Written request ->
Produce an exact transcription of the listing below, omitting the pictures.

Recorded information ->
---
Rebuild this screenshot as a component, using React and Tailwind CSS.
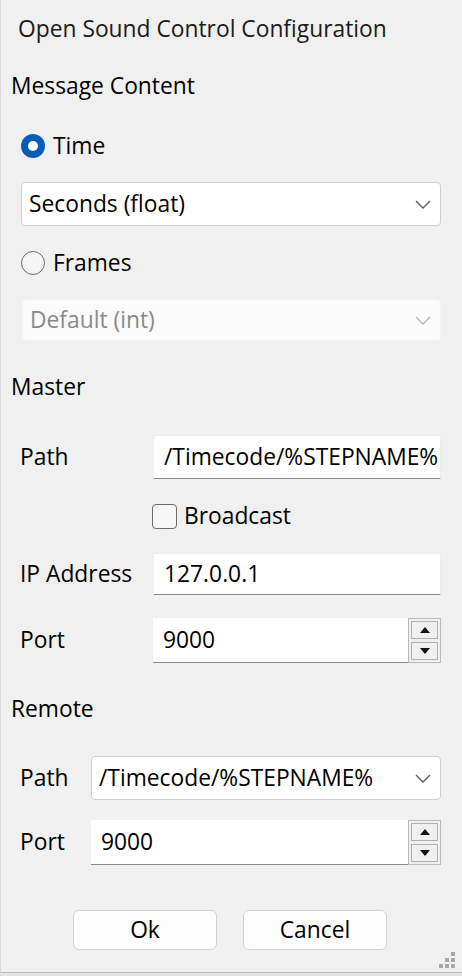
const Chevron = ({ color = '#5c5c5c' }) => (
  <svg width="16" height="9" viewBox="0 0 16 9" fill="none">
    <polyline points="1,1 8,8 15,1" stroke={color} strokeWidth="1.4" />
  </svg>
);

const Combo = ({ text, disabled, className = '' }) => (
  <div
    className={`flex items-center justify-between overflow-hidden rounded-[4px] pl-[7px] pr-[9px] ${
      disabled
        ? 'bg-[#fbfbfb] border border-[#f3f3f3] text-[#8a8a8a]'
        : 'bg-white border border-[#cfcfcf] text-black'
    } ${className}`}
  >
    <span className="whitespace-nowrap">{text}</span>
    <Chevron color={disabled ? '#b4b4b4' : '#5c5c5c'} />
  </div>
);

const TextBox = ({ text, className = '' }) => (
  <div
    className={`flex items-center overflow-hidden bg-white border border-[#ececec] border-b-[#8a8a8a] rounded-t-[3px] pl-[10px] ${className}`}
  >
    <span className="whitespace-nowrap">{text}</span>
  </div>
);

const Triangle = ({ up }) => (
  <svg width="10" height="6" viewBox="0 0 10 6">
    <polygon points={up ? '5,0 10,6 0,6' : '0,0 10,0 5,6'} fill="#111" />
  </svg>
);

const SpinBox = ({ value, className = '' }) => (
  <div className={`flex ${className}`}>
    <div className="flex flex-1 items-center bg-white border-b border-[#8a8a8a] pl-[10px]">
      {value}
    </div>
    <div className="flex w-[33px] flex-col justify-between border border-[#b9b9b9] p-[2px]">
      <div className="flex h-[18px] items-center justify-center border border-[#b0b0b0] bg-[#f0f0f0]">
        <Triangle up />
      </div>
      <div className="flex h-[18px] items-center justify-center border border-[#b0b0b0] bg-[#f0f0f0]">
        <Triangle />
      </div>
    </div>
  </div>
);

const Radio = ({ checked, label }) => (
  <div className="flex items-center gap-[8px] pl-[10px]">
    {checked ? (
      <div className="flex h-[24px] w-[24px] items-center justify-center rounded-full bg-[#0a5bb8]">
        <div className="h-[10px] w-[10px] rounded-full bg-white" />
      </div>
    ) : (
      <div className="h-[24px] w-[24px] rounded-full border-[1.5px] border-[#6a6a6a] bg-[#f5f5f5]" />
    )}
    <span>{label}</span>
  </div>
);

const Field = ({ label, labelWidth, children }) => (
  <div className="flex items-center">
    <span className={`shrink-0 pl-[9px] ${labelWidth}`}>{label}</span>
    {children}
  </div>
);

const Button = ({ children }) => (
  <button className="h-[40px] w-[144px] rounded-[6px] border border-[#d2d2d2] bg-[#fdfdfd] text-black">
    {children}
  </button>
);

export default function App() {
  return (
    <div className="flex h-[976px] w-[462px] flex-col bg-[#f0f0f0] font-['Open_Sans',sans-serif] text-[22.8px] leading-none text-black border-l border-[#dadada]">
      {/* title */}
      <div className="flex h-[58px] items-center pl-[17px] text-[22.8px] text-[#1a1a1a]">
        Open Sound Control Configuration
      </div>

      <div className="flex flex-1 flex-col pl-[10px] pr-[21px]">
        {/* Message Content */}
        <div className="mt-[12px] flex h-[32px] items-center">Message Content</div>
        <div className="mt-[28px] flex h-[32px] items-center">
          <Radio checked label="Time" />
        </div>
        <Combo text="Seconds (float)" className="ml-[10px] mt-[20px] h-[44px]" />
        <div className="mt-[21px] flex h-[32px] items-center">
          <Radio label="Frames" />
        </div>
        <Combo text="Default (int)" disabled className="ml-[11px] mt-[20px] h-[42px]" />

        {/* Master */}
        <div className="mt-[30px] flex h-[32px] items-center">Master</div>
        <div className="mt-[32px]">
          <Field label="Path" labelWidth="w-[142px]">
            <TextBox text="/Timecode/%STEPNAME%" className="h-[44px] min-w-0 flex-1" />
          </Field>
        </div>
        <div className="mt-[25px] flex h-[25px] items-center gap-[7px] pl-[141px]">
          <div className="h-[25px] w-[25px] rounded-[4px] border-[1.5px] border-[#6a6a6a] bg-[#f7f7f7]" />
          <span>Broadcast</span>
        </div>
        <div className="mt-[24px]">
          <Field label="IP Address" labelWidth="w-[142px]">
            <TextBox text="127.0.0.1" className="h-[42px] min-w-0 flex-1" />
          </Field>
        </div>
        <div className="mt-[23px]">
          <Field label="Port" labelWidth="w-[142px]">
            <SpinBox value="9000" className="h-[45px] flex-1" />
          </Field>
        </div>

        {/* Remote */}
        <div className="mt-[30px] flex h-[32px] items-center">Remote</div>
        <div className="mt-[31px]">
          <Field label="Path" labelWidth="w-[80px]">
            <Combo text="/Timecode/%STEPNAME%" className="h-[44px] min-w-0 flex-1" />
          </Field>
        </div>
        <div className="mt-[20px]">
          <Field label="Port" labelWidth="w-[80px]">
            <SpinBox value="9000" className="h-[45px] flex-1" />
          </Field>
        </div>

        {/* buttons */}
        <div className="mt-[45px] flex gap-[26px] pl-[62px]">
          <Button>Ok</Button>
          <Button>Cancel</Button>
        </div>

        <div className="flex flex-1 items-end justify-end">
          <svg width="17" height="17" viewBox="0 0 17 17" className="mb-[3px] mr-[-15px]">
            <rect x="12" y="0" width="4" height="4" fill="#a8a8a8" />
            <rect x="6" y="6" width="4" height="4" fill="#a8a8a8" />
            <rect x="12" y="6" width="4" height="4" fill="#a8a8a8" />
            <rect x="0" y="12" width="4" height="4" fill="#a8a8a8" />
            <rect x="6" y="12" width="4" height="4" fill="#a8a8a8" />
            <rect x="12" y="12" width="4" height="4" fill="#a8a8a8" />
          </svg>
        </div>
      </div>
      <div className="h-[4px] border-t border-[#b8b8b8] bg-[#e2e2e2]" />
    </div>
  );
}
---
Response for this exercise ->
Rebuild this screenshot as a component, using React and Tailwind CSS.
const Chevron = ({ color = '#5c5c5c' }) => (
  <svg width="16" height="9" viewBox="0 0 16 9" fill="none">
    <polyline points="1,1 8,8 15,1" stroke={color} strokeWidth="1.4" />
  </svg>
);

const Combo = ({ text, disabled, className = '' }) => (
  <div
    className={`flex items-center justify-between overflow-hidden rounded-[4px] pl-[7px] pr-[9px] ${
      disabled
        ? 'bg-[#fbfbfb] border border-[#f3f3f3] text-[#8a8a8a]'
        : 'bg-white border border-[#cfcfcf] text-black'
    } ${className}`}
  >
    <span className="whitespace-nowrap">{text}</span>
    <Chevron color={disabled ? '#b4b4b4' : '#5c5c5c'} />
  </div>
);

const TextBox = ({ text, className = '' }) => (
  <div
    className={`flex items-center overflow-hidden bg-white border border-[#ececec] border-b-[#8a8a8a] rounded-t-[3px] pl-[10px] ${className}`}
  >
    <span className="whitespace-nowrap">{text}</span>
  </div>
);

const Triangle = ({ up }) => (
  <svg width="10" height="6" viewBox="0 0 10 6">
    <polygon points={up ? '5,0 10,6 0,6' : '0,0 10,0 5,6'} fill="#111" />
  </svg>
);

const SpinBox = ({ value, className = '' }) => (
  <div className={`flex ${className}`}>
    <div className="flex flex-1 items-center bg-white border-b border-[#8a8a8a] pl-[10px]">
      {value}
    </div>
    <div className="flex w-[33px] flex-col justify-between border border-[#b9b9b9] p-[2px]">
      <div className="flex h-[18px] items-center justify-center border border-[#b0b0b0] bg-[#f0f0f0]">
        <Triangle up />
      </div>
      <div className="flex h-[18px] items-center justify-center border border-[#b0b0b0] bg-[#f0f0f0]">
        <Triangle />
      </div>
    </div>
  </div>
);

const Radio = ({ checked, label }) => (
  <div className="flex items-center gap-[8px] pl-[10px]">
    {checked ? (
      <div className="flex h-[24px] w-[24px] items-center justify-center rounded-full bg-[#0a5bb8]">
        <div className="h-[10px] w-[10px] rounded-full bg-white" />
      </div>
    ) : (
      <div className="h-[24px] w-[24px] rounded-full border-[1.5px] border-[#6a6a6a] bg-[#f5f5f5]" />
    )}
    <span>{label}</span>
  </div>
);

const Field = ({ label, labelWidth, children }) => (
  <div className="flex items-center">
    <span className={`shrink-0 pl-[9px] ${labelWidth}`}>{label}</span>
    {children}
  </div>
);

const Button = ({ children }) => (
  <button className="h-[40px] w-[144px] rounded-[6px] border border-[#d2d2d2] bg-[#fdfdfd] text-black">
    {children}
  </button>
);

export default function App() {
  return (
    <div className="flex h-[976px] w-[462px] flex-col bg-[#f0f0f0] font-['Open_Sans',sans-serif] text-[22.8px] leading-none text-black border-l border-[#dadada]">
      {/* title */}
      <div className="flex h-[58px] items-center pl-[17px] text-[22.8px] text-[#1a1a1a]">
        Open Sound Control Configuration
      </div>

      <div className="flex flex-1 flex-col pl-[10px] pr-[21px]">
        {/* Message Content */}
        <div className="mt-[12px] flex h-[32px] items-center">Message Content</div>
        <div className="mt-[28px] flex h-[32px] items-center">
          <Radio checked label="Time" />
        </div>
        <Combo text="Seconds (float)" className="ml-[10px] mt-[20px] h-[44px]" />
        <div className="mt-[21px] flex h-[32px] items-center">
          <Radio label="Frames" />
        </div>
        <Combo text="Default (int)" disabled className="ml-[11px] mt-[20px] h-[42px]" />

        {/* Master */}
        <div className="mt-[30px] flex h-[32px] items-center">Master</div>
        <div className="mt-[32px]">
          <Field label="Path" labelWidth="w-[142px]">
            <TextBox text="/Timecode/%STEPNAME%" className="h-[44px] min-w-0 flex-1" />
          </Field>
        </div>
        <div className="mt-[25px] flex h-[25px] items-center gap-[7px] pl-[141px]">
          <div className="h-[25px] w-[25px] rounded-[4px] border-[1.5px] border-[#6a6a6a] bg-[#f7f7f7]" />
          <span>Broadcast</span>
        </div>
        <div className="mt-[24px]">
          <Field label="IP Address" labelWidth="w-[142px]">
            <TextBox text="127.0.0.1" className="h-[42px] min-w-0 flex-1" />
          </Field>
        </div>
        <div className="mt-[23px]">
          <Field label="Port" labelWidth="w-[142px]">
            <SpinBox value="9000" className="h-[45px] flex-1" />
          </Field>
        </div>

        {/* Remote */}
        <div className="mt-[30px] flex h-[32px] items-center">Remote</div>
        <div className="mt-[31px]">
          <Field label="Path" labelWidth="w-[80px]">
            <Combo text="/Timecode/%STEPNAME%" className="h-[44px] min-w-0 flex-1" />
          </Field>
        </div>
        <div className="mt-[20px]">
          <Field label="Port" labelWidth="w-[80px]">
            <SpinBox value="9000" className="h-[45px] flex-1" />
          </Field>
        </div>

        {/* buttons */}
        <div className="mt-[45px] flex gap-[26px] pl-[62px]">
          <Button>Ok</Button>
          <Button>Cancel</Button>
        </div>

        <div className="flex flex-1 items-end justify-end">
          <svg width="17" height="17" viewBox="0 0 17 17" className="mb-[3px] mr-[-15px]">
            <rect x="12" y="0" width="4" height="4" fill="#a8a8a8" />
            <rect x="6" y="6" width="4" height="4" fill="#a8a8a8" />
            <rect x="12" y="6" width="4" height="4" fill="#a8a8a8" />
            <rect x="0" y="12" width="4" height="4" fill="#a8a8a8" />
            <rect x="6" y="12" width="4" height="4" fill="#a8a8a8" />
            <rect x="12" y="12" width="4" height="4" fill="#a8a8a8" />
          </svg>
        </div>
      </div>
      <div className="h-[4px] border-t border-[#b8b8b8] bg-[#e2e2e2]" />
    </div>
  );
}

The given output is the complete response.